• _Work instructions_
Reproduce the listing below exactly, minus its pictures.

** START Given material **

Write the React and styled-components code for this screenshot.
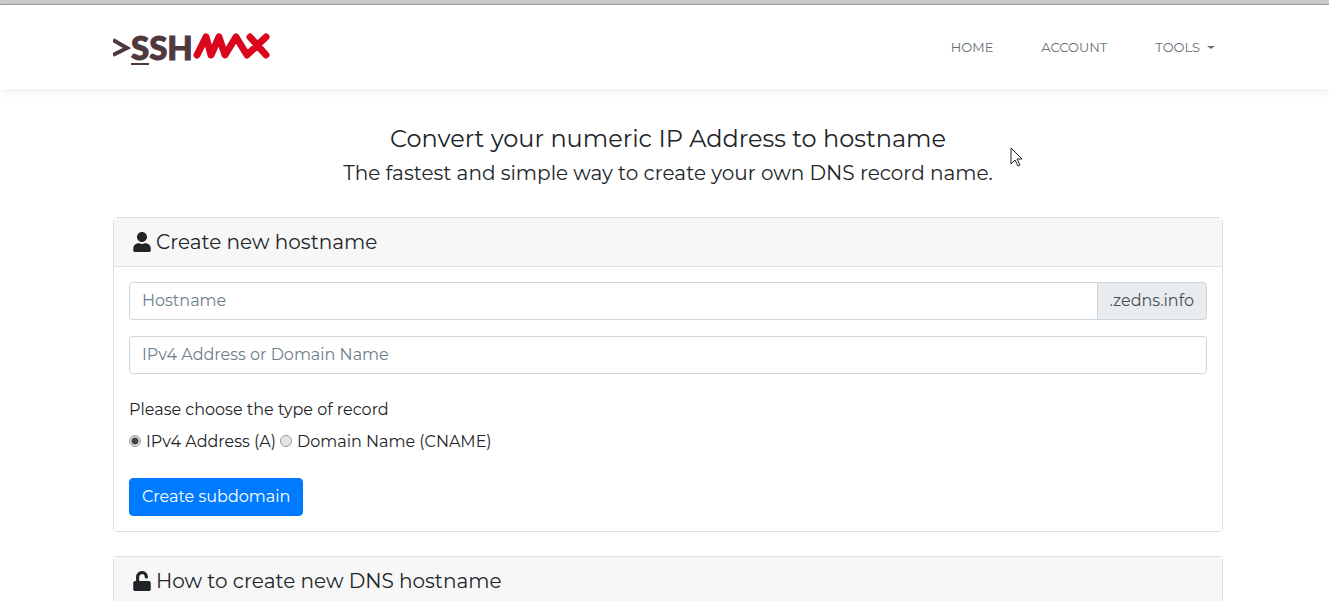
import React, { useState } from "react";
import styled, { createGlobalStyle } from "styled-components";

const GlobalStyle = createGlobalStyle`
  *, *::before, *::after { box-sizing: border-box; }
  body {
    margin: 0;
    background: #fff;
    color: #212529;
    font-family: Montserrat, Inter, "Open Sans", sans-serif;
    font-size: 16px;
    font-weight: 400;
    line-height: 24px;
    overflow: hidden;
  }
  input, button { font: inherit; }
`;

const Page = styled.div`
  border-top: 4px solid #cdcdcd;
`;

const Container = styled.div`
  width: 100%;
  max-width: 1147px;
  margin: 0 auto;
  padding: 0 15px 0 22px;
`;

const Header = styled.header`
  padding: 12px 0;
  box-shadow: 0 2px 10px rgba(0, 0, 0, 0.08);
  border-top: 1px solid #9a9a9a;
`;

const Bar = styled(Container)`
  display: flex;
  align-items: center;
  justify-content: space-between;
  height: 60px;
`;

const Brand = styled.a`
  display: flex;
  align-items: center;
  color: #50383f;
  font: 900 33px/36px Lato, sans-serif;
  -webkit-text-stroke: 1px #50383f;
  text-decoration: none;

  svg { display: block; }
`;

const Underlined = styled.span`
  box-shadow: 0 -2px 0 #50383f inset;
`;

const Nav = styled.nav`
  display: flex;
  gap: 48px;
  padding-right: 8px;
`;

const NavLink = styled.a`
  display: flex;
  align-items: center;
  gap: 7px;
  color: #65707a;
  font-size: 13px;
  font-weight: 400;
  line-height: 20px;
  text-decoration: none;
  text-transform: uppercase;
`;

const Caret = styled.span`
  border: 4px solid transparent;
  border-top: 3px solid currentColor;
  border-bottom: 0;
`;

const Intro = styled.section`
  padding: 34px 0 29px;
  text-align: center;
`;

const Title = styled.h1`
  margin: 0;
  font-size: 24px;
  font-weight: 400;
  line-height: 32px;
`;

const Lead = styled.p`
  margin: 3px 0 0;
  font-size: 20px;
  line-height: 30px;
`;

const Card = styled.section`
  margin-bottom: 24px;
  border: 1px solid #dfdfdf;
  border-radius: 4px;
`;

const CardHeader = styled.h2`
  display: flex;
  align-items: center;
  gap: 5px;
  margin: 0;
  padding: 12px 19px;
  background: #f7f7f7;
  border-bottom: 1px solid #dfdfdf;
  font-size: 20px;
  font-weight: 400;
  line-height: 24px;
`;

const CardBody = styled.form`
  padding: 15px;
`;

const Group = styled.div`
  display: flex;
  margin-bottom: 16px;
`;

const Field = styled.input`
  flex: 1;
  min-width: 0;
  height: 38px;
  padding: 5px 12px 7px;
  border: 1px solid #ced4da;
  border-radius: ${(p) => (p.$joined ? "4px 0 0 4px" : "4px")};
  background: #fff;
  color: #495057;

  &::placeholder { color: #6c7f8a; opacity: 1; }
`;

const Suffix = styled.span`
  padding: 6px 12px;
  border: 1px solid #ced4da;
  border-left: 0;
  border-radius: 0 4px 4px 0;
  background: #e9ecef;
  color: #495057;
`;

const Records = styled.fieldset`
  margin: 24px 0;
  padding: 0;
  border: 0;
`;

const Legend = styled.legend`
  padding: 0;
  margin-bottom: 8px;
`;

const Options = styled.div`
  display: flex;
  gap: 4px;
`;

const Option = styled.label`
  display: flex;
  align-items: center;
  gap: 5px;
`;

const Radio = styled.input`
  appearance: none;
  width: 12px;
  height: 12px;
  margin: 0 0 2px;
  border: 1px solid #999;
  border-radius: 50%;
  background: #e4e4e4;

  &:checked { background: radial-gradient(circle, #444 0 3px, #e4e4e4 4px); }
`;

const Submit = styled.button`
  display: block;
  height: 38px;
  padding: 6px 12px;
  border: 1px solid #007bff;
  border-radius: 4px;
  background: #007bff;
  color: #fff;
  font-weight: 400;
  cursor: pointer;
`;

const Pointer = styled.svg`
  position: absolute;
  left: 1010px;
  top: 147px;
`;

const UserIcon = () => (
  <svg width="18" height="20" viewBox="0 0 448 512" fill="currentColor" aria-hidden="true">
    <path d="M224 256c70.700 0 128-57.300 128-128S294.700 0 224 0 96 57.300 96 128s57.300 128 128 128zm89.600 32h-16.700c-22.200 10.200-46.900 16-72.900 16s-50.600-5.800-72.900-16h-16.700C60.200 288 0 348.200 0 422.400V464c0 26.500 21.500 48 48 48h352c26.500 0 48-21.500 48-48v-41.600c0-74.200-60.200-134.400-134.400-134.400z" />
  </svg>
);

const UnlockIcon = () => (
  <svg width="18" height="20" viewBox="0 0 448 512" fill="currentColor" aria-hidden="true">
    <path d="M400 256H152V152.900c0-39.600 31.700-72.500 71.300-72.900 40-.4 72.700 32.100 72.700 72v16c0 13.300 10.700 24 24 24h32c13.300 0 24-10.700 24-24v-16C376 68 307.500-.3 223.500 0 139.500.3 72 69.500 72 153.500V256H48c-26.500 0-48 21.500-48 48v160c0 26.500 21.500 48 48 48h352c26.500 0 48-21.500 48-48V304c0-26.500-21.500-48-48-48z" />
  </svg>
);

export default function App() {
  const [type, setType] = useState("A");
  return (
    <>
      <GlobalStyle />
      <Page>
        <Header>
          <Bar>
            <Brand href="#" aria-label="SSHMAX">
              <svg width="18" height="20" viewBox="0 0 18 20" fill="none" stroke="currentColor" strokeWidth="4" aria-hidden="true">
                <path d="M0 3L14 11L0 18" />
              </svg>
              <Underlined>S</Underlined>SH
              <svg width="78" height="28" viewBox="0 0 78 28" fill="none" stroke="#d9061c" strokeWidth="7" strokeLinecap="round" strokeLinejoin="round" aria-hidden="true">
                <path d="M4 22L13 4L18 22L26 4L32 22L43 4L54 22L73 4M57 4L73 22" />
              </svg>
            </Brand>
            <Nav>
              <NavLink href="#">Home</NavLink>
              <NavLink href="#">Account</NavLink>
              <NavLink href="#">Tools<Caret /></NavLink>
            </Nav>
          </Bar>
        </Header>
        <Container as="main">
          <Intro>
            <Title>Convert your numeric IP Address to hostname</Title>
            <Lead>The fastest and simple way to create your own DNS record name.</Lead>
          </Intro>
          <Card>
            <CardHeader><UserIcon />Create new hostname</CardHeader>
            <CardBody onSubmit={(e) => e.preventDefault()}>
              <Group>
                <Field $joined aria-label="Hostname" placeholder="Hostname" />
                <Suffix>.zedns.info</Suffix>
              </Group>
              <Group>
                <Field aria-label="IPv4 Address or Domain Name" placeholder="IPv4 Address or Domain Name" />
              </Group>
              <Records>
                <Legend>Please choose the type of record</Legend>
                <Options>
                  <Option><Radio type="radio" name="type" checked={type === "A"} onChange={() => setType("A")} />IPv4 Address (A)</Option>
                  <Option><Radio type="radio" name="type" checked={type === "CNAME"} onChange={() => setType("CNAME")} />Domain Name (CNAME)</Option>
                </Options>
              </Records>
              <Submit type="submit">Create subdomain</Submit>
            </CardBody>
          </Card>
          <Card>
            <CardHeader><UnlockIcon />How to create new DNS hostname</CardHeader>
          </Card>
        </Container>
      </Page>
      <Pointer width="13" height="20" viewBox="0 0 13 20" aria-hidden="true">
        <path d="M1 1V17L5 13L8 19L10 18L7 12H12Z" fill="#fff" stroke="#222" />
      </Pointer>
    </>
  );
}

** END Given material **

• _Answer to the exercise_
Write the React and styled-components code for this screenshot.
import React, { useState } from "react";
import styled, { createGlobalStyle } from "styled-components";

const GlobalStyle = createGlobalStyle`
  *, *::before, *::after { box-sizing: border-box; }
  body {
    margin: 0;
    background: #fff;
    color: #212529;
    font-family: Montserrat, Inter, "Open Sans", sans-serif;
    font-size: 16px;
    font-weight: 400;
    line-height: 24px;
    overflow: hidden;
  }
  input, button { font: inherit; }
`;

const Page = styled.div`
  border-top: 4px solid #cdcdcd;
`;

const Container = styled.div`
  width: 100%;
  max-width: 1147px;
  margin: 0 auto;
  padding: 0 15px 0 22px;
`;

const Header = styled.header`
  padding: 12px 0;
  box-shadow: 0 2px 10px rgba(0, 0, 0, 0.08);
  border-top: 1px solid #9a9a9a;
`;

const Bar = styled(Container)`
  display: flex;
  align-items: center;
  justify-content: space-between;
  height: 60px;
`;

const Brand = styled.a`
  display: flex;
  align-items: center;
  color: #50383f;
  font: 900 33px/36px Lato, sans-serif;
  -webkit-text-stroke: 1px #50383f;
  text-decoration: none;

  svg { display: block; }
`;

const Underlined = styled.span`
  box-shadow: 0 -2px 0 #50383f inset;
`;

const Nav = styled.nav`
  display: flex;
  gap: 48px;
  padding-right: 8px;
`;

const NavLink = styled.a`
  display: flex;
  align-items: center;
  gap: 7px;
  color: #65707a;
  font-size: 13px;
  font-weight: 400;
  line-height: 20px;
  text-decoration: none;
  text-transform: uppercase;
`;

const Caret = styled.span`
  border: 4px solid transparent;
  border-top: 3px solid currentColor;
  border-bottom: 0;
`;

const Intro = styled.section`
  padding: 34px 0 29px;
  text-align: center;
`;

const Title = styled.h1`
  margin: 0;
  font-size: 24px;
  font-weight: 400;
  line-height: 32px;
`;

const Lead = styled.p`
  margin: 3px 0 0;
  font-size: 20px;
  line-height: 30px;
`;

const Card = styled.section`
  margin-bottom: 24px;
  border: 1px solid #dfdfdf;
  border-radius: 4px;
`;

const CardHeader = styled.h2`
  display: flex;
  align-items: center;
  gap: 5px;
  margin: 0;
  padding: 12px 19px;
  background: #f7f7f7;
  border-bottom: 1px solid #dfdfdf;
  font-size: 20px;
  font-weight: 400;
  line-height: 24px;
`;

const CardBody = styled.form`
  padding: 15px;
`;

const Group = styled.div`
  display: flex;
  margin-bottom: 16px;
`;

const Field = styled.input`
  flex: 1;
  min-width: 0;
  height: 38px;
  padding: 5px 12px 7px;
  border: 1px solid #ced4da;
  border-radius: ${(p) => (p.$joined ? "4px 0 0 4px" : "4px")};
  background: #fff;
  color: #495057;

  &::placeholder { color: #6c7f8a; opacity: 1; }
`;

const Suffix = styled.span`
  padding: 6px 12px;
  border: 1px solid #ced4da;
  border-left: 0;
  border-radius: 0 4px 4px 0;
  background: #e9ecef;
  color: #495057;
`;

const Records = styled.fieldset`
  margin: 24px 0;
  padding: 0;
  border: 0;
`;

const Legend = styled.legend`
  padding: 0;
  margin-bottom: 8px;
`;

const Options = styled.div`
  display: flex;
  gap: 4px;
`;

const Option = styled.label`
  display: flex;
  align-items: center;
  gap: 5px;
`;

const Radio = styled.input`
  appearance: none;
  width: 12px;
  height: 12px;
  margin: 0 0 2px;
  border: 1px solid #999;
  border-radius: 50%;
  background: #e4e4e4;

  &:checked { background: radial-gradient(circle, #444 0 3px, #e4e4e4 4px); }
`;

const Submit = styled.button`
  display: block;
  height: 38px;
  padding: 6px 12px;
  border: 1px solid #007bff;
  border-radius: 4px;
  background: #007bff;
  color: #fff;
  font-weight: 400;
  cursor: pointer;
`;

const Pointer = styled.svg`
  position: absolute;
  left: 1010px;
  top: 147px;
`;

const UserIcon = () => (
  <svg width="18" height="20" viewBox="0 0 448 512" fill="currentColor" aria-hidden="true">
    <path d="M224 256c70.700 0 128-57.300 128-128S294.700 0 224 0 96 57.300 96 128s57.300 128 128 128zm89.600 32h-16.700c-22.200 10.200-46.900 16-72.900 16s-50.600-5.800-72.900-16h-16.700C60.200 288 0 348.200 0 422.400V464c0 26.500 21.500 48 48 48h352c26.500 0 48-21.500 48-48v-41.600c0-74.200-60.200-134.400-134.400-134.400z" />
  </svg>
);

const UnlockIcon = () => (
  <svg width="18" height="20" viewBox="0 0 448 512" fill="currentColor" aria-hidden="true">
    <path d="M400 256H152V152.900c0-39.600 31.700-72.500 71.300-72.900 40-.4 72.700 32.100 72.700 72v16c0 13.300 10.700 24 24 24h32c13.300 0 24-10.700 24-24v-16C376 68 307.500-.3 223.500 0 139.500.3 72 69.500 72 153.500V256H48c-26.500 0-48 21.500-48 48v160c0 26.500 21.500 48 48 48h352c26.500 0 48-21.500 48-48V304c0-26.500-21.500-48-48-48z" />
  </svg>
);

export default function App() {
  const [type, setType] = useState("A");
  return (
    <>
      <GlobalStyle />
      <Page>
        <Header>
          <Bar>
            <Brand href="#" aria-label="SSHMAX">
              <svg width="18" height="20" viewBox="0 0 18 20" fill="none" stroke="currentColor" strokeWidth="4" aria-hidden="true">
                <path d="M0 3L14 11L0 18" />
              </svg>
              <Underlined>S</Underlined>SH
              <svg width="78" height="28" viewBox="0 0 78 28" fill="none" stroke="#d9061c" strokeWidth="7" strokeLinecap="round" strokeLinejoin="round" aria-hidden="true">
                <path d="M4 22L13 4L18 22L26 4L32 22L43 4L54 22L73 4M57 4L73 22" />
              </svg>
            </Brand>
            <Nav>
              <NavLink href="#">Home</NavLink>
              <NavLink href="#">Account</NavLink>
              <NavLink href="#">Tools<Caret /></NavLink>
            </Nav>
          </Bar>
        </Header>
        <Container as="main">
          <Intro>
            <Title>Convert your numeric IP Address to hostname</Title>
            <Lead>The fastest and simple way to create your own DNS record name.</Lead>
          </Intro>
          <Card>
            <CardHeader><UserIcon />Create new hostname</CardHeader>
            <CardBody onSubmit={(e) => e.preventDefault()}>
              <Group>
                <Field $joined aria-label="Hostname" placeholder="Hostname" />
                <Suffix>.zedns.info</Suffix>
              </Group>
              <Group>
                <Field aria-label="IPv4 Address or Domain Name" placeholder="IPv4 Address or Domain Name" />
              </Group>
              <Records>
                <Legend>Please choose the type of record</Legend>
                <Options>
                  <Option><Radio type="radio" name="type" checked={type === "A"} onChange={() => setType("A")} />IPv4 Address (A)</Option>
                  <Option><Radio type="radio" name="type" checked={type === "CNAME"} onChange={() => setType("CNAME")} />Domain Name (CNAME)</Option>
                </Options>
              </Records>
              <Submit type="submit">Create subdomain</Submit>
            </CardBody>
          </Card>
          <Card>
            <CardHeader><UnlockIcon />How to create new DNS hostname</CardHeader>
          </Card>
        </Container>
      </Page>
      <Pointer width="13" height="20" viewBox="0 0 13 20" aria-hidden="true">
        <path d="M1 1V17L5 13L8 19L10 18L7 12H12Z" fill="#fff" stroke="#222" />
      </Pointer>
    </>
  );
}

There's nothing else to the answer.